Sesampai di pemakaman peti bapak dimasukkan ke tempat peristirahatannya yang terakhir, kembali kami menangis, kali ini lebih pilu, lebih berat, lebih sedih, beginikah rasanya kehilangan? "Bapa... tung tulus maho na lao i ate, dang di ingot ho hami gellengmon, ise do na lao pamuli dohot pangolihon hami sogot, alai lao maho da... sonang ma ho!" sambil memberikan segumpal tanah perpisahan buat bapak. "Haccit do hape"
Seorang teman bapak melempar segumpal tanah, dengan nada kesal dia berkata "aut dijalo ho i, dang na laho mate dope ho". Aku kebimgungan mendengar itu, entah apa maksudnya. Hanya dia dan bapak yang tahu.

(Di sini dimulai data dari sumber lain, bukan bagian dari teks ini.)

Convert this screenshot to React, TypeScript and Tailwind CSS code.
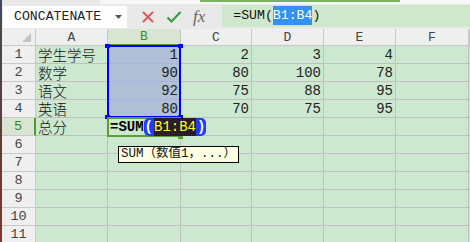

Prosessi pemakaman selesai aku kembali ke mobil untuk pulang, sebelum mobil bergerak joujo berkata "nanti jam lima oppung mordong hidup lagi" Aku kaget, kulihat jam tanganku, jam lima kurang seperempat. Kutanya adikku riva "toho doi?" Dia menjawab, "naung rittik do ho haroa" dan akupun diam dan berhayal, membayangkan bapak hidup lagi, dan segera menyusul kami pulang kerumah dan keajaiban pun terjadi. Aku tersadar, dan itu tidak akan terjadi. Sampai dirumah, hujan sudah berhenti dan aku melihat tenda-tenda rubuh berantakan, seorang adikku nyeletuk, "toho do kan, gogo udan tenda maruppak", entahlah...
Segera kami membersihkan diri dan "didia do hita modom?"

Jumat, 22 Oktober 2010

Bapak jadi sombong!

           

Aku tahu... saat seseorang itu sudah meninggal saat itu juga hubungannya dengan manusia sudah terputus.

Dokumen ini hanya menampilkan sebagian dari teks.